:: Data ::
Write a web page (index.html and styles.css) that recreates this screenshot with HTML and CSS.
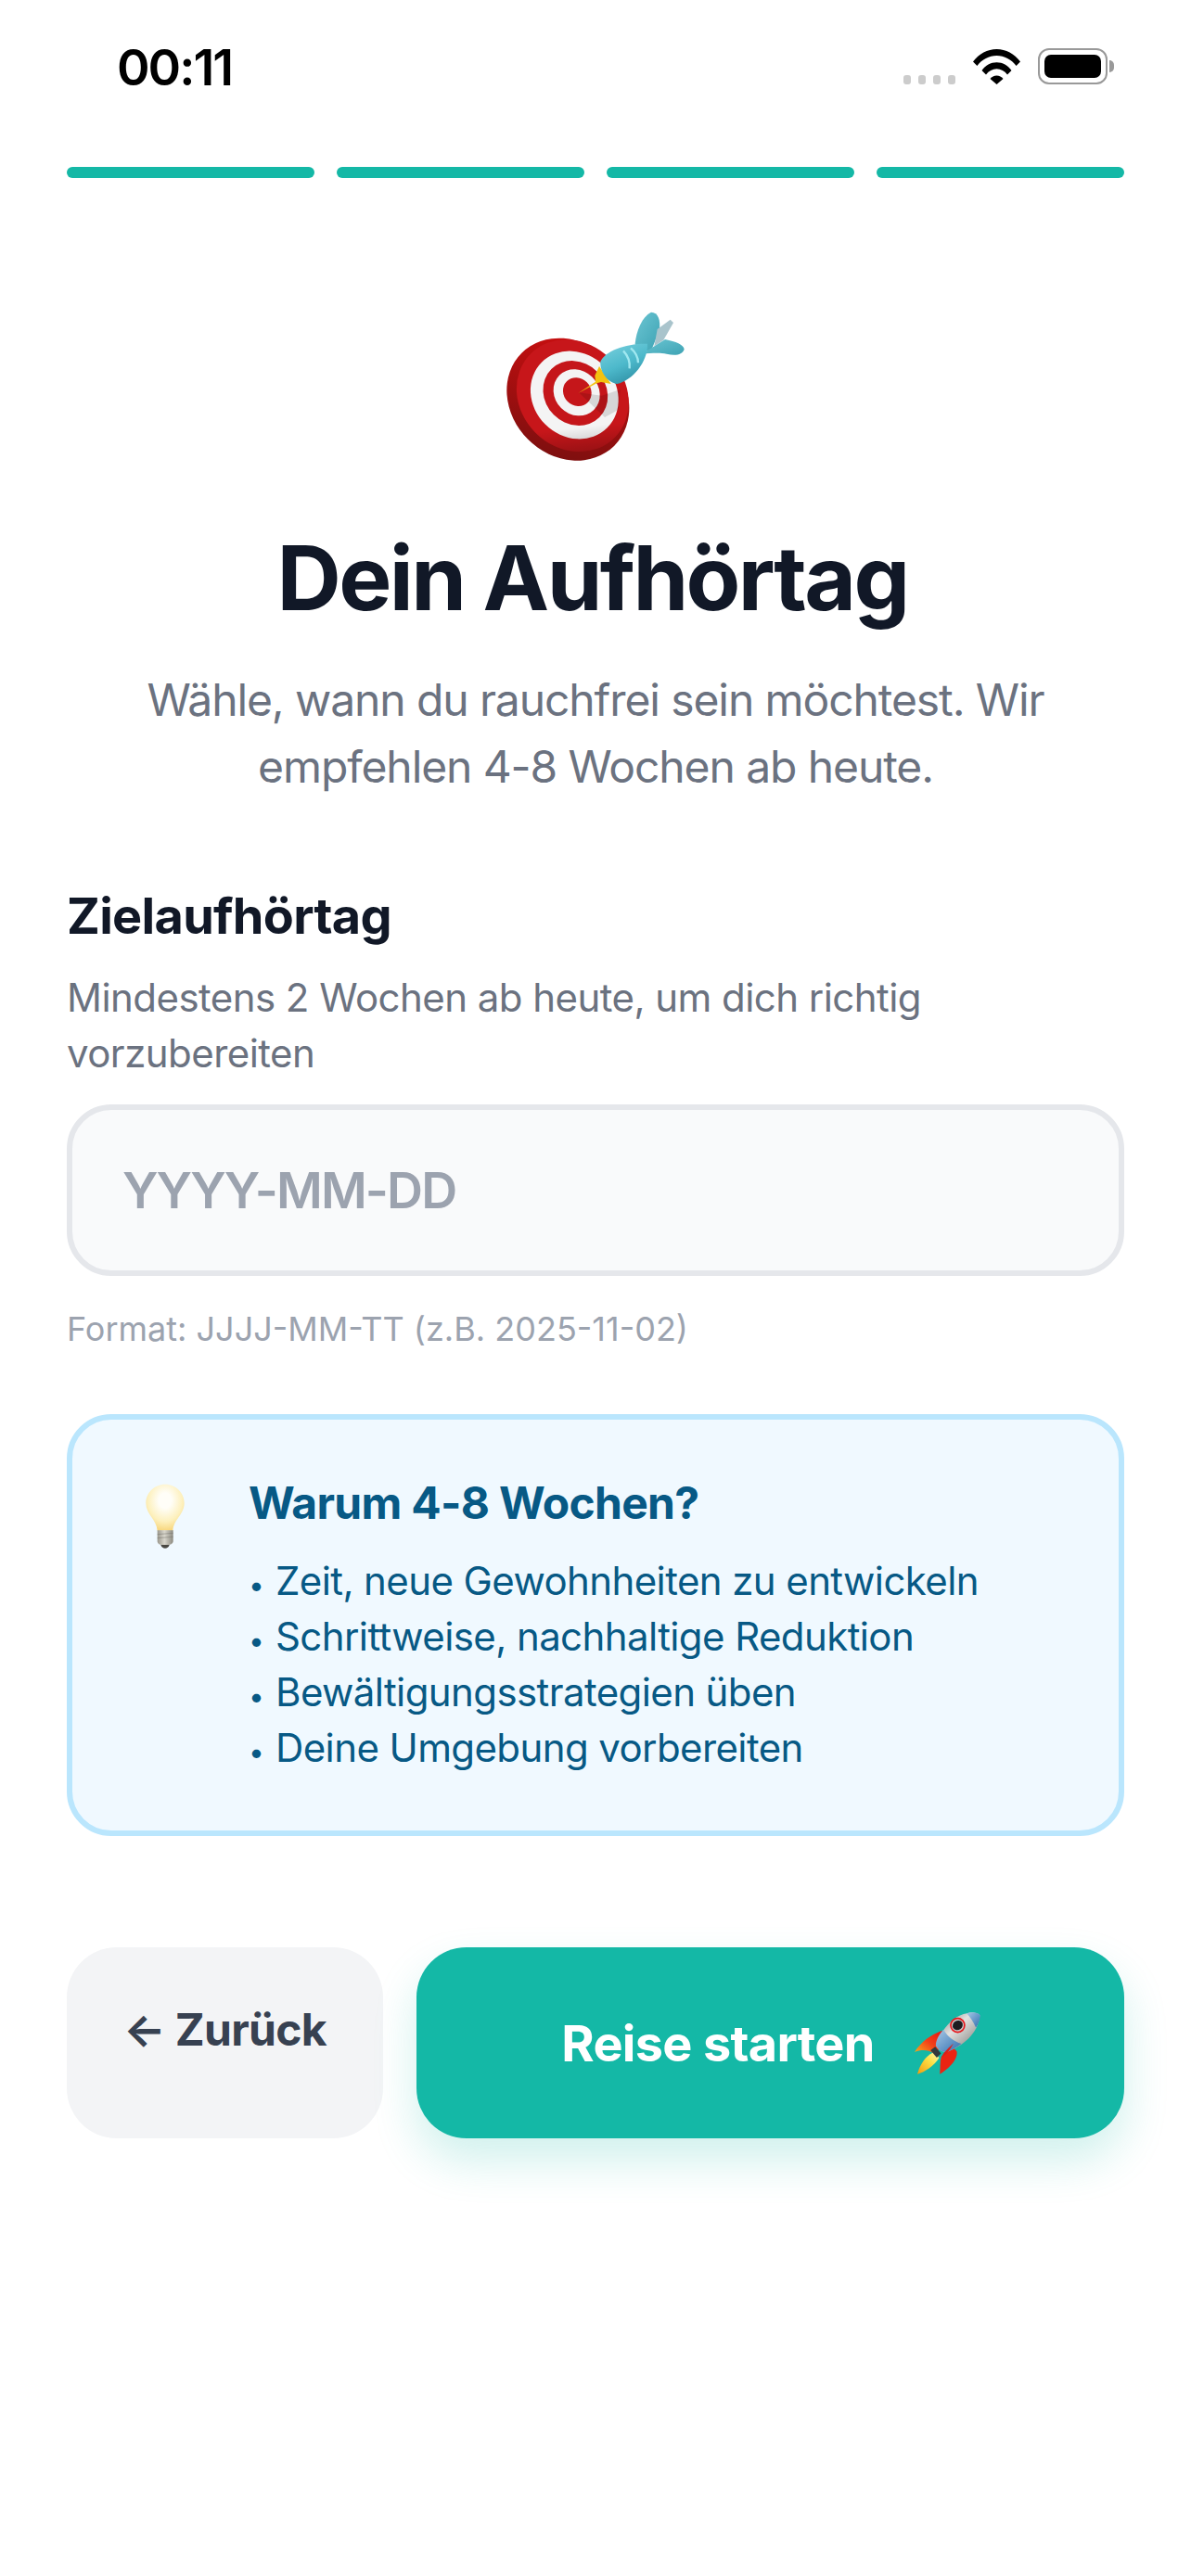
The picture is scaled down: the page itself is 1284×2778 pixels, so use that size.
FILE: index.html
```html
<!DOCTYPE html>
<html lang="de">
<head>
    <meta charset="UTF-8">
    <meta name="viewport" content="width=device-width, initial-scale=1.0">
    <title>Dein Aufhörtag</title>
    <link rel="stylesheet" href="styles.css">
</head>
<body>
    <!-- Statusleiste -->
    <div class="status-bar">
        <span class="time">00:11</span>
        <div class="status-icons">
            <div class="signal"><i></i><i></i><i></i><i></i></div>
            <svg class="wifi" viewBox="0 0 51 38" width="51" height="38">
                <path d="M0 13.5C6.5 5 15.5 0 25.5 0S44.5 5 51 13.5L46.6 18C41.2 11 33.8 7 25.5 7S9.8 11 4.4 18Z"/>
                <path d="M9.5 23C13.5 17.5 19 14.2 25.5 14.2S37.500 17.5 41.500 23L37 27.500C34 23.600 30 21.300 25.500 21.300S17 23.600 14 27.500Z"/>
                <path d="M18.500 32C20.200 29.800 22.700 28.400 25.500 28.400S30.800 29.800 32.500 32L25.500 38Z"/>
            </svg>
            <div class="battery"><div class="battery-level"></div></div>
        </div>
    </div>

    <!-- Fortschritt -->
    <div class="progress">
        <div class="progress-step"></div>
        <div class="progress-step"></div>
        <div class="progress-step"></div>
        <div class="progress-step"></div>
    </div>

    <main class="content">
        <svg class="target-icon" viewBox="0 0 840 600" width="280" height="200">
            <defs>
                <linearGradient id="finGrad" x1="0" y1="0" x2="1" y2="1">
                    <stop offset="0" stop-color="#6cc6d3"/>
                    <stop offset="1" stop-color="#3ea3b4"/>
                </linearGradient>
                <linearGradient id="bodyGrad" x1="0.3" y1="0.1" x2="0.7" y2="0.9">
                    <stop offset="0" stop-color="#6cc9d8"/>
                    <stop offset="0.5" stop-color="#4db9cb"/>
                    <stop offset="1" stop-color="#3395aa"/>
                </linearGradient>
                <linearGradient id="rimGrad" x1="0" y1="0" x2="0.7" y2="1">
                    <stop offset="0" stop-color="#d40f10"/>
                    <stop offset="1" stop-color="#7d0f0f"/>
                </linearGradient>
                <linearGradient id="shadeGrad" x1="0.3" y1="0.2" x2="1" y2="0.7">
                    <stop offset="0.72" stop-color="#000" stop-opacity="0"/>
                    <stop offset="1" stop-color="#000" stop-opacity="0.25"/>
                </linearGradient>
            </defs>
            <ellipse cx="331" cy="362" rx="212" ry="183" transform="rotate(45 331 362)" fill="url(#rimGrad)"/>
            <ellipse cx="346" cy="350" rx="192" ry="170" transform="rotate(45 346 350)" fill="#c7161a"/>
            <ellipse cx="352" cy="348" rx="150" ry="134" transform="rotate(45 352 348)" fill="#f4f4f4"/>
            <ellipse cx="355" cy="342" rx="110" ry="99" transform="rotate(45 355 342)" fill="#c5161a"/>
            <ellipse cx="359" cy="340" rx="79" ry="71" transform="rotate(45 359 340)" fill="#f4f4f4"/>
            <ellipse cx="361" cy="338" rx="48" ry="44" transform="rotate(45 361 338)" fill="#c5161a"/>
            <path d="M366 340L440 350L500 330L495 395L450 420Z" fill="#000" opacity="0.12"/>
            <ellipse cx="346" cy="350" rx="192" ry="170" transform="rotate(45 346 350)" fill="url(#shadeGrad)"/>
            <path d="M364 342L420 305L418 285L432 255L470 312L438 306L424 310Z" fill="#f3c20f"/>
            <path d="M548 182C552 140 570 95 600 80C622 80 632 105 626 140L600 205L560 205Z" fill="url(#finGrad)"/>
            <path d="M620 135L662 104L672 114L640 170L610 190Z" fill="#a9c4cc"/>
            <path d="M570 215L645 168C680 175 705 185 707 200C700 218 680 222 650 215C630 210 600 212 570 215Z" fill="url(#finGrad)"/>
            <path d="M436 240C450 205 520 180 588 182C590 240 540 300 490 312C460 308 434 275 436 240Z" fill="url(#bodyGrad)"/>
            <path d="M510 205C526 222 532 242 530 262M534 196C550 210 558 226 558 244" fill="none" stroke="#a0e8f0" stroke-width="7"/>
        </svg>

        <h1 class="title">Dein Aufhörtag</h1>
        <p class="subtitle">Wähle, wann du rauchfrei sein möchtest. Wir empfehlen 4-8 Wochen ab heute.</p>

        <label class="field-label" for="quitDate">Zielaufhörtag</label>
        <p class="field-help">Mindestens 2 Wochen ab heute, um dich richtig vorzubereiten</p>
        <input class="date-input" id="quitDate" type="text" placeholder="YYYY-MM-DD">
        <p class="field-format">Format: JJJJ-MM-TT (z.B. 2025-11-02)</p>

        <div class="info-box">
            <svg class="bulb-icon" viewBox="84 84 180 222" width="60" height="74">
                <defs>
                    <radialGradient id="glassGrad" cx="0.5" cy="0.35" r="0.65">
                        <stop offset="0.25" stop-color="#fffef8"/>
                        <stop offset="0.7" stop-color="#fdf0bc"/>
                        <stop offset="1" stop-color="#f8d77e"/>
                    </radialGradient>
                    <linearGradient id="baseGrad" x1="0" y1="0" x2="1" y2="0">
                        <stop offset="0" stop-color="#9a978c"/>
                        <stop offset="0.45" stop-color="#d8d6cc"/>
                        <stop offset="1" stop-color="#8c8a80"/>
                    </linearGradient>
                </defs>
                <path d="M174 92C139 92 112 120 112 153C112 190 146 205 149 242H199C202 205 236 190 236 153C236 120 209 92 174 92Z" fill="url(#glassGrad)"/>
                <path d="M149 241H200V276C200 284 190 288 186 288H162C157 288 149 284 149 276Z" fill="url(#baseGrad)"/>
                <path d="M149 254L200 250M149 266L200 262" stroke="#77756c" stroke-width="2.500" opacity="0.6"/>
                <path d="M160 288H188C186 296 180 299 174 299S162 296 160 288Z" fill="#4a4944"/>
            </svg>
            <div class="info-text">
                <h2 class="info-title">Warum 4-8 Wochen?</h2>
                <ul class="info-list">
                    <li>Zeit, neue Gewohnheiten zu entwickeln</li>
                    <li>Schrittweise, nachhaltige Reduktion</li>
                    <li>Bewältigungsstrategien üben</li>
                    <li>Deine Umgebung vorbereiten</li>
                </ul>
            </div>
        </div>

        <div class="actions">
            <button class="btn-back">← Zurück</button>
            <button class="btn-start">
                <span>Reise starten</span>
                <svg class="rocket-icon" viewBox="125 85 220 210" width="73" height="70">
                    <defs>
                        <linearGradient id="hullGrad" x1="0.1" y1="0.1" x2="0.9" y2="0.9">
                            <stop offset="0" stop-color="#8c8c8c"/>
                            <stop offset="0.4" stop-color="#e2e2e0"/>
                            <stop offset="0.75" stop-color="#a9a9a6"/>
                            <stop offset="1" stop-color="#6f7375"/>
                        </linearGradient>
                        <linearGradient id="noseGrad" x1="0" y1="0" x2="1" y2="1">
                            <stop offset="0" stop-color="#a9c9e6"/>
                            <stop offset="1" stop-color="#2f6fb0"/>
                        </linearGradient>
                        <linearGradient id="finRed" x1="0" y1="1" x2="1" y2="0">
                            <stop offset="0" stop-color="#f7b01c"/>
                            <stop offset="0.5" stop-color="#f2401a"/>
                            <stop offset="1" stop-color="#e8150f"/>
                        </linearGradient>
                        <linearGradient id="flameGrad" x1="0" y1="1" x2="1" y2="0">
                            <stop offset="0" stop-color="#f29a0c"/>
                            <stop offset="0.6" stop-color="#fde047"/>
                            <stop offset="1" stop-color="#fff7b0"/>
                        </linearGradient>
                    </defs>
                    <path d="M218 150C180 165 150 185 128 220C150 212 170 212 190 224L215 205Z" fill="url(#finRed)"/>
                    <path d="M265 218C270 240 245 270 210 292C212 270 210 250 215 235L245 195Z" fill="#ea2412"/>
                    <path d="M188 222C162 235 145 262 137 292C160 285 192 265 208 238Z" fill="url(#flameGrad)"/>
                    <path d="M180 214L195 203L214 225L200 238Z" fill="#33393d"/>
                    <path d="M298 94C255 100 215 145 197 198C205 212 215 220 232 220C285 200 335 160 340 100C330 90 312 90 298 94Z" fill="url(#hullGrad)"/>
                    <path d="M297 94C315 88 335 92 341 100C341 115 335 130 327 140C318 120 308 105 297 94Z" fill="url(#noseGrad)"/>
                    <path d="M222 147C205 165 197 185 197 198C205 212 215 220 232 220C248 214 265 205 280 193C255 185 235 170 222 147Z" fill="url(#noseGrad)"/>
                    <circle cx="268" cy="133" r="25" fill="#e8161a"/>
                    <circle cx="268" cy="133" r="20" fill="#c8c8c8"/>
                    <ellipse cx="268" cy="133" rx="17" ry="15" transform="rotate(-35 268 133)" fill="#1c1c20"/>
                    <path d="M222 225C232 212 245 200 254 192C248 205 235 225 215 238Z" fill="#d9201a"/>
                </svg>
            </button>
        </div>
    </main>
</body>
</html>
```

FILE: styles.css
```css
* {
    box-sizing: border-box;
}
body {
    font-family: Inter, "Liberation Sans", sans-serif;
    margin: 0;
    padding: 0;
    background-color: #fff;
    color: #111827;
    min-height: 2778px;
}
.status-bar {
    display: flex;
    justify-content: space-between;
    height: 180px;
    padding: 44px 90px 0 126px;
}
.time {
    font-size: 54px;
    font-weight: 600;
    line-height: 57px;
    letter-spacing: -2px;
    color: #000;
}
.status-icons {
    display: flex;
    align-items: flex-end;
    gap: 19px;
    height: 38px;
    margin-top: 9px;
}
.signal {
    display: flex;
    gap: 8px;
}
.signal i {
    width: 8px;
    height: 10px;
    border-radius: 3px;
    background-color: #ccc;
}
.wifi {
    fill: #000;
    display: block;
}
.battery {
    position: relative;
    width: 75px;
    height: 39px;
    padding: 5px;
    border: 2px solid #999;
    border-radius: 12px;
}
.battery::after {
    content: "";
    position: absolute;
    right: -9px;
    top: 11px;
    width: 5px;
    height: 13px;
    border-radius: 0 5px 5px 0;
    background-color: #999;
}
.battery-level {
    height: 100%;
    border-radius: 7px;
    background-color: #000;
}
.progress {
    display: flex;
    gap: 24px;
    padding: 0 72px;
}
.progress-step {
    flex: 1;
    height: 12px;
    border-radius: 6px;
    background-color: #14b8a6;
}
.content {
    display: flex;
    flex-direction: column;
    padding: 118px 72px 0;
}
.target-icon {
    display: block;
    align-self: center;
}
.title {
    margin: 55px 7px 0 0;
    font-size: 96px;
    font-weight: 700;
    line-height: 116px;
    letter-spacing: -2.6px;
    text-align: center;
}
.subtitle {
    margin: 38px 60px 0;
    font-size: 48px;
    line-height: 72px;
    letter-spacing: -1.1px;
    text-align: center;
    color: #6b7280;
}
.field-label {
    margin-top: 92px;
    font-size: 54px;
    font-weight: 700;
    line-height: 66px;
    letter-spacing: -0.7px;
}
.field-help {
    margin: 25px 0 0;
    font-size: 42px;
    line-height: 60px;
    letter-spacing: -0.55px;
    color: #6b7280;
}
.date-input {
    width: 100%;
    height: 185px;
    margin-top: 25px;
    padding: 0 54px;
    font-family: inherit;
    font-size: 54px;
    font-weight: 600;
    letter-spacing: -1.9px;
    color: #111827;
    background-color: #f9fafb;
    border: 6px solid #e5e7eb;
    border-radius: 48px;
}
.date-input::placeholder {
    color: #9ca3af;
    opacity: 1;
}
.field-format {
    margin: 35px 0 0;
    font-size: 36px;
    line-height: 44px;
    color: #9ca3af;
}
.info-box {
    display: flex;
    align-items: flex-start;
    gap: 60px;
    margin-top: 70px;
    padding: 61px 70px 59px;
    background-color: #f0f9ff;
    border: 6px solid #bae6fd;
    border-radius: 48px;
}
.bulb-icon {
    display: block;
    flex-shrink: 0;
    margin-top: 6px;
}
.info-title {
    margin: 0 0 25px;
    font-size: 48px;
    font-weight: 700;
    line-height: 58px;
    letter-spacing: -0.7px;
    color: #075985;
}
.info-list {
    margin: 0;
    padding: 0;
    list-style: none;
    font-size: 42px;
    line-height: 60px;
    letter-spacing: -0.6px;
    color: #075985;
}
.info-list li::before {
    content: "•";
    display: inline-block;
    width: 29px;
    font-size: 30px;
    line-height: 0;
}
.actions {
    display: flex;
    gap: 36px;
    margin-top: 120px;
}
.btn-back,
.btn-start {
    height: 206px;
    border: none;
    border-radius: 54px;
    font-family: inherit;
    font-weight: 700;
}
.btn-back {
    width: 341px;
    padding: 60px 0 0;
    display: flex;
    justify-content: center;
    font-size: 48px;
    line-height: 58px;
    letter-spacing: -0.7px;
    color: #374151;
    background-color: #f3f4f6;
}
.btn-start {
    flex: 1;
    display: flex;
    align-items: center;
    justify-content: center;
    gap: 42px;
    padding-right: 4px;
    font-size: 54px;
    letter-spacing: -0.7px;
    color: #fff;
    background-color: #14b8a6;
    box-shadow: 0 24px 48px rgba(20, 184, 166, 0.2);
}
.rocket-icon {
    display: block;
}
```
:::
Problem description:
Gather every line from the listing above in which "that" appears, and copy those lines.

Finished task:
Write a web page (index.html and styles.css) that recreates this screenshot with HTML and CSS.
The picture is scaled down: the page itself is 1284×2778 pixels, so use that size.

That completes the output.